I planted my first flower garden this spring and I've gotten mixed results. I have planted:

Pink Flamingo Plant (haven't seen it... I don't think)
Magic Butterfly Violet (They have 'magically' appeared)
Astilbe (I see 3 of the 5 plants)
Poker Primrose (I don't think I've seen that...then again.. I may have thought it was a weed & pulled it)
Ajuga Blue Carpet (I don't think I've seen that either)
Virginia Blue bells (I have two of those!)
Lady Fern (I have one of 3)
Widows Tears (I think I have those too!)
Perennial Lilies (I have 10 of those!)
Lily of The Valley (I had those... 'somebody' ate them...)

I'm wondering if I should be looking at planting fall bulbs in some of the bare spots where I didn't have much luck? Or, should I wait it out until next spring and see if more of my flowers come up?

Christy


Smokey_SC
Piedmont, SC
(Zone 7b)

June 26, 2007
12:19 AM

Post #3658230

If you want it to look good next spring plant more bulbs.

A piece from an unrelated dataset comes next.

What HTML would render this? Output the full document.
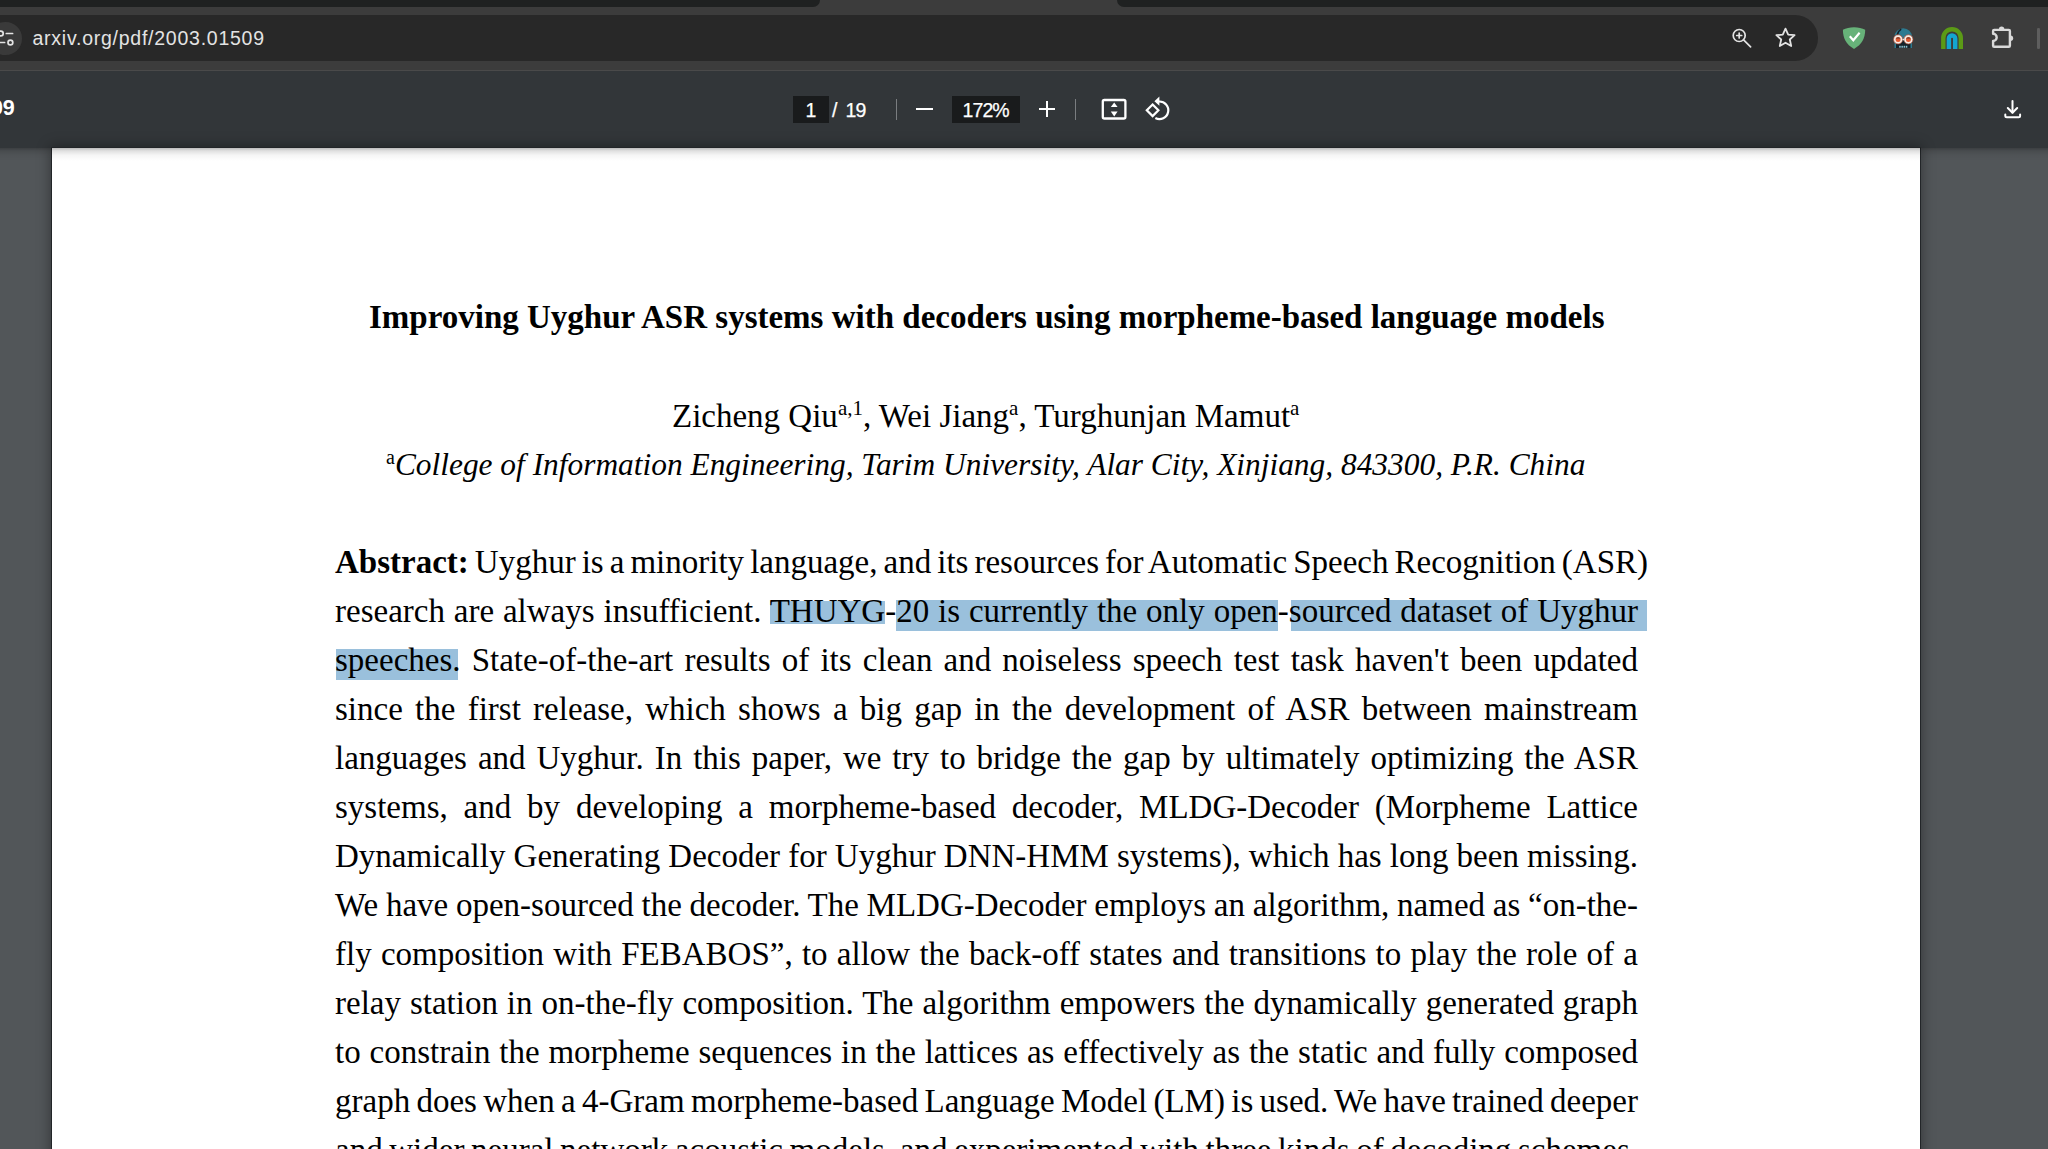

You can always move some bulbs next fall. good luck
DaleTheGardener
Tampa, FL
(Zone 10a)

June 26, 2007
12:41 AM

Post #3658322

Christy,

If the plants didn't come up this year they won't be there next year.

If you are planning on planting bulbs that are perennial (like alliums or crocus) I would plant them in between what is growing now and the bare spots. I would suggest that you replant the bare spots in spring.

If you are planning on planting bulbs that don't multiply (like tulips) then you can plant them in the bare spots to fill in for a full look to your flower beds.

You might want to consider a different supplier for you perennials too. Even the most novice planter should have had better luck. Sounds like the plants you got were low quality.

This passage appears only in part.